Coursera Capstone Project - Milestone Report

library(downloader) #data download
library(tm) #text mining
library(gridExtra)
library(ggplot2)
library(gridExtra)
library(wordcloud)
library(tidytext)
library(dplyr)
library(kableExtra)

Introduction

For this Capstone Project, as part of the Data Science Specialisation by Johns Hopkins University, I was provided with the following SwiftKey company dataset, that contains several text files from different sources (blogs, news, twitter) in different languages: https://d396qusza40orc.cloudfront.net/dsscapstone/dataset/Coursera-SwiftKey.zip The text was originally from HC Corpora, a collection of free text corpora.

The aim of the capstone project is to develop a web application and predictive model that suggests a word given a limited text input.

In this report I am going to describe the dataset in more detail, perform exploratory analysis and explain the goals for building a predictive model for text and for building a predictive text mining application

Exploratory Analysis

The intention of this analysis is to understand the basic relationships observed in the data and prepare to build a first linguistic model.

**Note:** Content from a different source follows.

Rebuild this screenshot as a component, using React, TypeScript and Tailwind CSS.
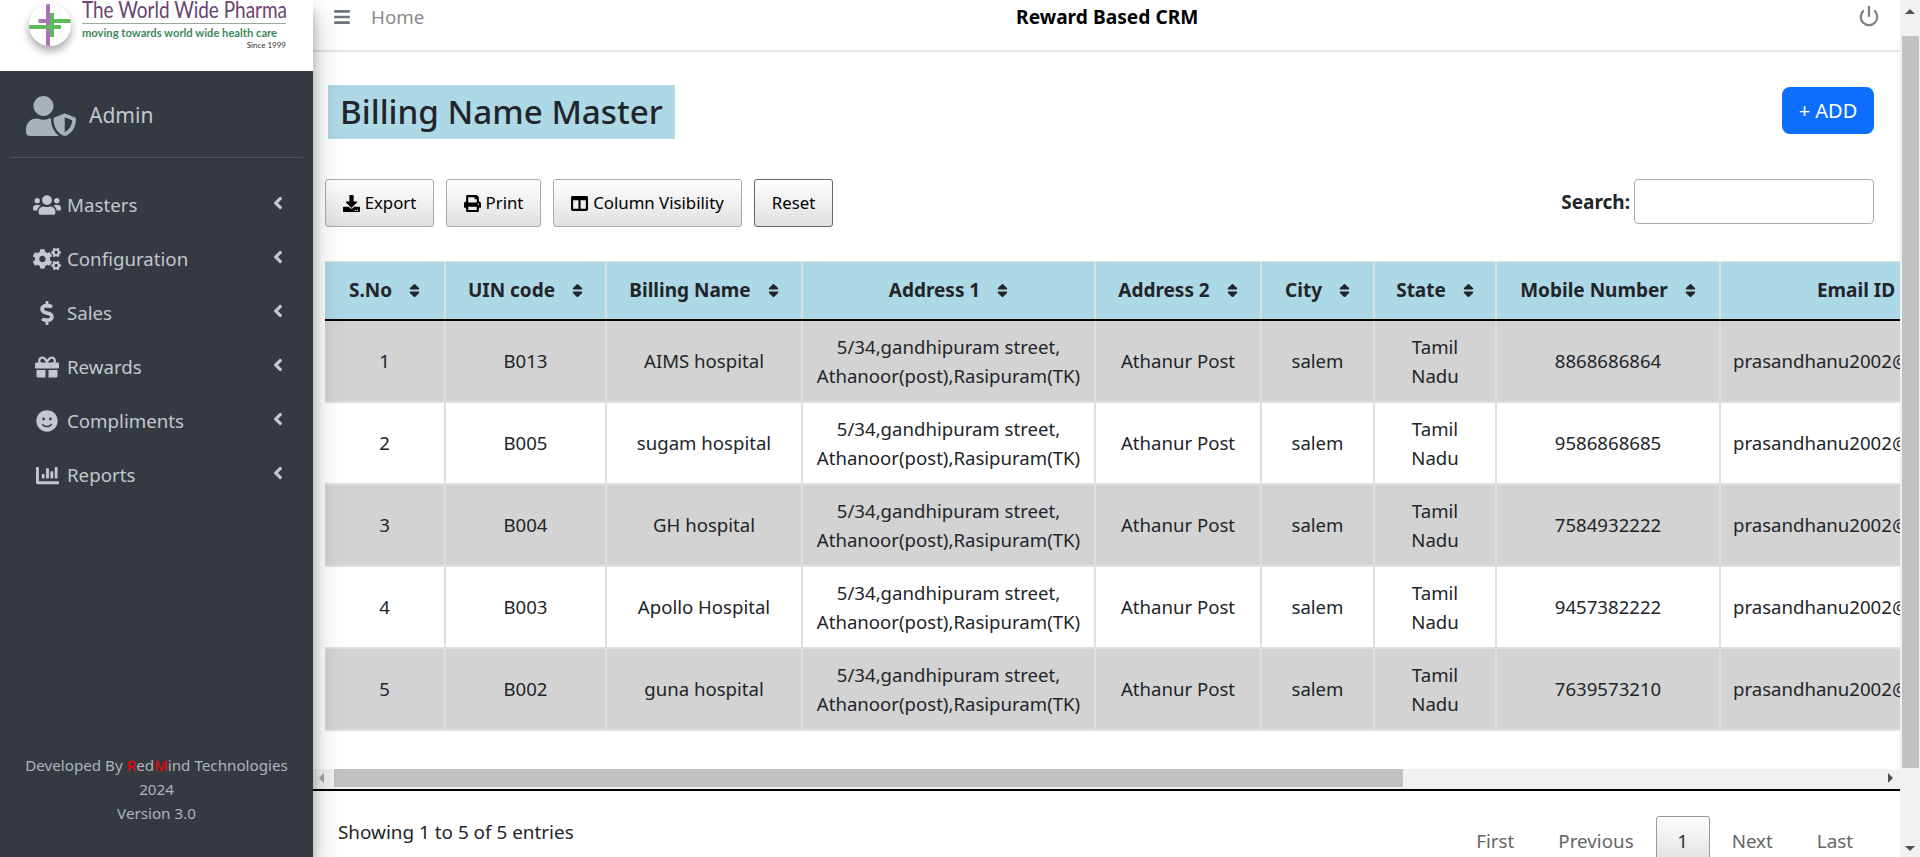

For that we need to understand the distribution and relationship between the words, tokens, and phrases in the text.

Obtaining the data

First I am going to download the dataset and unzip it:

url <- "https://d396qusza40orc.cloudfront.net/dsscapstone/dataset/Coursera-SwiftKey.zip"
dest = "dataset.zip"
outPath <- getwd()

if (!file.exists(dest)) {download(url, dest, mode="wb")}

unzip(dest, exdir = outPath, overwrite = TRUE)

Next I will check which text files are in the folder that I downloaded:

# list text files in downloaded zip folder
textfiles <- list.files(outPath, pattern = "\\.txt",recursive = TRUE, include.dirs = TRUE)
textfiles

##  [1] "final/de_DE/de_DE.blogs.txt"   "final/de_DE/de_DE.news.txt"   
##  [3] "final/de_DE/de_DE.twitter.txt" "final/en_US/en_US.blogs.txt"  
##  [5] "final/en_US/en_US.news.txt"    "final/en_US/en_US.twitter.txt"
##  [7] "final/fi_FI/fi_FI.blogs.txt"   "final/fi_FI/fi_FI.news.txt"   
##  [9] "final/fi_FI/fi_FI.twitter.txt" "final/ru_RU/ru_RU.blogs.txt"  
## [11] "final/ru_RU/ru_RU.news.txt"    "final/ru_RU/ru_RU.twitter.txt"
## [13] "output/textsample.txt"

There are 12 text files - 3 text files each in 4 different languages.

I will start by importing the English text files only:

ENlist <- list.files(path=outPath, recursive=T, pattern=".*en_.*.txt")

blogsURL <- file(ENlist[1], open="rb") # open for reading in binary mode
blogs <- readLines(blogsURL, encoding = "UTF-8", skipNul=TRUE)
newsURL <- file(ENlist[2], open = "rb") # open for reading in binary mode
news <- readLines(newsURL, encoding = "UTF-8", skipNul=TRUE)
twitterURL <- file(ENlist[3], open = "rb") # open for reading in binary mode
twitter <- readLines(twitterURL, encoding = "UTF-8", skipNul=TRUE)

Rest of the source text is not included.